EXERCISE INSTRUCTIONS —
Please quote exactly the opening lines of the data, from the first line to the one where "import React from 'react';" appears.
************
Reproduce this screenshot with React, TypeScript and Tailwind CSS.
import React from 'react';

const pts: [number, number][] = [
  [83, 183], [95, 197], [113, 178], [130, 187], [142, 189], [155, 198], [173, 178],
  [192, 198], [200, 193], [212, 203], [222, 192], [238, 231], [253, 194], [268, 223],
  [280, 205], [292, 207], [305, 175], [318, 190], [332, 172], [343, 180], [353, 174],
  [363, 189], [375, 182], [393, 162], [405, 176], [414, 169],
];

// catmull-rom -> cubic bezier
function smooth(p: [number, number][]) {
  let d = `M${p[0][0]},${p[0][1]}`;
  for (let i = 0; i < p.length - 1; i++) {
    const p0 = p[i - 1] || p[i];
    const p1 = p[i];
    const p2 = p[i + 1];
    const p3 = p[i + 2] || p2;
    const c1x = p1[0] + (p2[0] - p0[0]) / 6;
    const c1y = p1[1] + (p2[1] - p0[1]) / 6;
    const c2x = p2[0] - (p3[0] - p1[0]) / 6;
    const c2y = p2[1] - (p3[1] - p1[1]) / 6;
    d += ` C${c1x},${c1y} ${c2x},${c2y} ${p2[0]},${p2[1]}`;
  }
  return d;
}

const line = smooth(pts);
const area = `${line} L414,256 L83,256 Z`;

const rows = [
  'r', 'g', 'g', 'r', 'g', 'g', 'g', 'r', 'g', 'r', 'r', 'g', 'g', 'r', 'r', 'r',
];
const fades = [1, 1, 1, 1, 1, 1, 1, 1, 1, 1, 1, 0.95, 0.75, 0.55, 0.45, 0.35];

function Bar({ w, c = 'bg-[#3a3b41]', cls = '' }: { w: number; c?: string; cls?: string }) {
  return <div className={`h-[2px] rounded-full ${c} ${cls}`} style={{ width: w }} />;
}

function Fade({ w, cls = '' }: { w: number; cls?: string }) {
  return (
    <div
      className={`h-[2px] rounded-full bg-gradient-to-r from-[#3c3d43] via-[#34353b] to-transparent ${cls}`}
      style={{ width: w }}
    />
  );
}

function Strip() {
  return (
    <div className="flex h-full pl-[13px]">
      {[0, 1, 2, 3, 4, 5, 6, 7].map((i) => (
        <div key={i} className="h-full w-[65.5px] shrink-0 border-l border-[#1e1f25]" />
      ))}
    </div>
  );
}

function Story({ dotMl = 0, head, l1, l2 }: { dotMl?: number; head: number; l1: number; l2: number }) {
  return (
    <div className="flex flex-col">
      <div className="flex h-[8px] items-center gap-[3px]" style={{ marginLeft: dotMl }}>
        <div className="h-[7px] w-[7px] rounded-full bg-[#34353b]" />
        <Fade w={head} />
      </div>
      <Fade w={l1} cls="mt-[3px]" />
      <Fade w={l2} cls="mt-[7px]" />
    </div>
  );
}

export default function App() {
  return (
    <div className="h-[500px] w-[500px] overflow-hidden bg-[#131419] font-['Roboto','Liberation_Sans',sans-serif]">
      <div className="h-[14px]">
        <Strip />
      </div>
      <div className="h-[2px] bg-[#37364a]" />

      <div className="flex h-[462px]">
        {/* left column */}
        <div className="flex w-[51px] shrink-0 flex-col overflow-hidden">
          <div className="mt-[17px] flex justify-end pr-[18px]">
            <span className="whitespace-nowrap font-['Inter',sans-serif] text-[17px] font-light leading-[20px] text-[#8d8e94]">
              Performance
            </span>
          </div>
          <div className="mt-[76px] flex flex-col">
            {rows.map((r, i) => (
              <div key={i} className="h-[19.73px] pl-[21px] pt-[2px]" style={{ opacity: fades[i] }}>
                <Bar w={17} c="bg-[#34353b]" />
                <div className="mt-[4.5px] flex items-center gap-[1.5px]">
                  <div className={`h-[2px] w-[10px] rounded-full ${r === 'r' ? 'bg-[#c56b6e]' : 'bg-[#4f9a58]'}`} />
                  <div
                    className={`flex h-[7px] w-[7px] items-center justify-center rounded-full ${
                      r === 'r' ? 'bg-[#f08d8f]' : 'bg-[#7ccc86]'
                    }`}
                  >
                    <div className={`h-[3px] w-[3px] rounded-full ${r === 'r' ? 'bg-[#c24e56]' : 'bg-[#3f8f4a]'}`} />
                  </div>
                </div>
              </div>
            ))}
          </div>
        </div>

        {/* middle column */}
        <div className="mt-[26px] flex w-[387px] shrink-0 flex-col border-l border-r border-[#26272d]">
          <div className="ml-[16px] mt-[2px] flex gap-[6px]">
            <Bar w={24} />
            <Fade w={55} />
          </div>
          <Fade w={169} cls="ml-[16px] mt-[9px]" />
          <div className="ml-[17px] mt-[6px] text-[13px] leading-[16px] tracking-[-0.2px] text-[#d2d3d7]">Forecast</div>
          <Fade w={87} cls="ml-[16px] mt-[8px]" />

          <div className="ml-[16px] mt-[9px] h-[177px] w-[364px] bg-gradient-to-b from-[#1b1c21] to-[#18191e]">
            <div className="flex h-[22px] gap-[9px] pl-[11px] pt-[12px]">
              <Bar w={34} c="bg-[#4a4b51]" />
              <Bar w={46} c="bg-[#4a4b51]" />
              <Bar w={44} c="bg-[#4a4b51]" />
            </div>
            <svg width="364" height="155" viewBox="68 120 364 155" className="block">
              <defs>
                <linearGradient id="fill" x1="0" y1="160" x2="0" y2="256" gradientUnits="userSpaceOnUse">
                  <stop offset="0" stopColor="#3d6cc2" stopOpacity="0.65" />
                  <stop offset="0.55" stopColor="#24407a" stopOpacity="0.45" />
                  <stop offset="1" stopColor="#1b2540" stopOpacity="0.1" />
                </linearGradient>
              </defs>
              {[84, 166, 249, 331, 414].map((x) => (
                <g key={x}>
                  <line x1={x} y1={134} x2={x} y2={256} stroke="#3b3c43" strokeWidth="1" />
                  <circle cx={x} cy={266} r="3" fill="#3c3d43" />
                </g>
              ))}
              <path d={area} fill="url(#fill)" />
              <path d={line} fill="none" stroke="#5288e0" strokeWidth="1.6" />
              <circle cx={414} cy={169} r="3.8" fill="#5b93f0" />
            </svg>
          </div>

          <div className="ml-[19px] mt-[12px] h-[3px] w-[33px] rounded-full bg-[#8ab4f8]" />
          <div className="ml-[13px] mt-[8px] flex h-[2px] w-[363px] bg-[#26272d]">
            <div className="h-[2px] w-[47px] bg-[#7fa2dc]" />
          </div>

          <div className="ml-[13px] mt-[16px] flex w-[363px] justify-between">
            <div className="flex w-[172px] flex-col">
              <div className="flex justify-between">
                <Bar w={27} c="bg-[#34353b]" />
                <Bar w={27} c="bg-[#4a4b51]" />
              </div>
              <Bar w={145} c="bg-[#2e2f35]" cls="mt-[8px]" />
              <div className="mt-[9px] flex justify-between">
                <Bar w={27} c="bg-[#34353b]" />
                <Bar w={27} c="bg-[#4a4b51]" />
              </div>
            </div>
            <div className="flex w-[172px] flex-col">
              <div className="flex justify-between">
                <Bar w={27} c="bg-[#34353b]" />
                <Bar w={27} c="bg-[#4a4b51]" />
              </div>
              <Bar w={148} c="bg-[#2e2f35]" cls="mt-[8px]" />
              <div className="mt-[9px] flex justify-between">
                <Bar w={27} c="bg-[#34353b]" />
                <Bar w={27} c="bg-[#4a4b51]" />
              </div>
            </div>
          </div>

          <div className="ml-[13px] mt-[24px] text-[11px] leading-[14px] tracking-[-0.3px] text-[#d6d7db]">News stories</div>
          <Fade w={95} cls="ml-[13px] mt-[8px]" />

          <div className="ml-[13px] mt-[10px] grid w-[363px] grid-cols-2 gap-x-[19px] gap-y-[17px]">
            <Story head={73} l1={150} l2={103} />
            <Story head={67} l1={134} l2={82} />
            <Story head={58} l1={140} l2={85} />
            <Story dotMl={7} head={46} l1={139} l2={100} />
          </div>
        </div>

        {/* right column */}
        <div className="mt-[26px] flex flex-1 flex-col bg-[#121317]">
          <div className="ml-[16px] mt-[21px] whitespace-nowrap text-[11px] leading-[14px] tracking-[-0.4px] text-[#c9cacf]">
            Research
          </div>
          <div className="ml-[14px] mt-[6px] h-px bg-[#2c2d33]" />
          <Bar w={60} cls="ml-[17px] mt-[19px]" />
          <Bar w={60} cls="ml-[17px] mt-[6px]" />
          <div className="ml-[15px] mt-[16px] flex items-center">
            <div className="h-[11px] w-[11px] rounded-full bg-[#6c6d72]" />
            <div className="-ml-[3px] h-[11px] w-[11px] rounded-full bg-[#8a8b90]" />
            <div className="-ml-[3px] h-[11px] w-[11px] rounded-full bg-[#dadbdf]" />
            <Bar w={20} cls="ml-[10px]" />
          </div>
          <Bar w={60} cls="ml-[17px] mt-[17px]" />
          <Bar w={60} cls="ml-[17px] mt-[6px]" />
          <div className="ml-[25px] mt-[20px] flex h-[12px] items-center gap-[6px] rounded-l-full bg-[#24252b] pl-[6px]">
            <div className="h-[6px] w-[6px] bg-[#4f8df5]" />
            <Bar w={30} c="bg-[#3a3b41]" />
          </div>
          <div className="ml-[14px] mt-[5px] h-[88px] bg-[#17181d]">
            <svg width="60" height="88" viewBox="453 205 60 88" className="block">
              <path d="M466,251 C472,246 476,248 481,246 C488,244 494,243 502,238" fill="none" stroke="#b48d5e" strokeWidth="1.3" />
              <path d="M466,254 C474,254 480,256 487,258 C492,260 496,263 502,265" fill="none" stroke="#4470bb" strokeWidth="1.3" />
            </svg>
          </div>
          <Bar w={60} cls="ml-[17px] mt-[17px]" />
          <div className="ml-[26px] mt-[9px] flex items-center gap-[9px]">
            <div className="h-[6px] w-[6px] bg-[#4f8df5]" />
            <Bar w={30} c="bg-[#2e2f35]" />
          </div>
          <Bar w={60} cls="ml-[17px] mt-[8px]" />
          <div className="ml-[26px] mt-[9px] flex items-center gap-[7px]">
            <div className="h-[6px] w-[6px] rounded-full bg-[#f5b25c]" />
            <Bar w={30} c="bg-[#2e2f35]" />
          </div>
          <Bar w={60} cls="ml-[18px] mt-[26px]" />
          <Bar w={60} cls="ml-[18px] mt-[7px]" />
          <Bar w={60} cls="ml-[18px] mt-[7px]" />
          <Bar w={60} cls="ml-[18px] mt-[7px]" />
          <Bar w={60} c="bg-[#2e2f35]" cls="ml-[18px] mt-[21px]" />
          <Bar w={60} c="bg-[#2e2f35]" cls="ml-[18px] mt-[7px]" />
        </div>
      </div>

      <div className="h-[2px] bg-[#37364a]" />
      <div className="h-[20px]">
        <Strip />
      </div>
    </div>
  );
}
************
THE RESPONSE —
Reproduce this screenshot with React, TypeScript and Tailwind CSS.
import React from 'react';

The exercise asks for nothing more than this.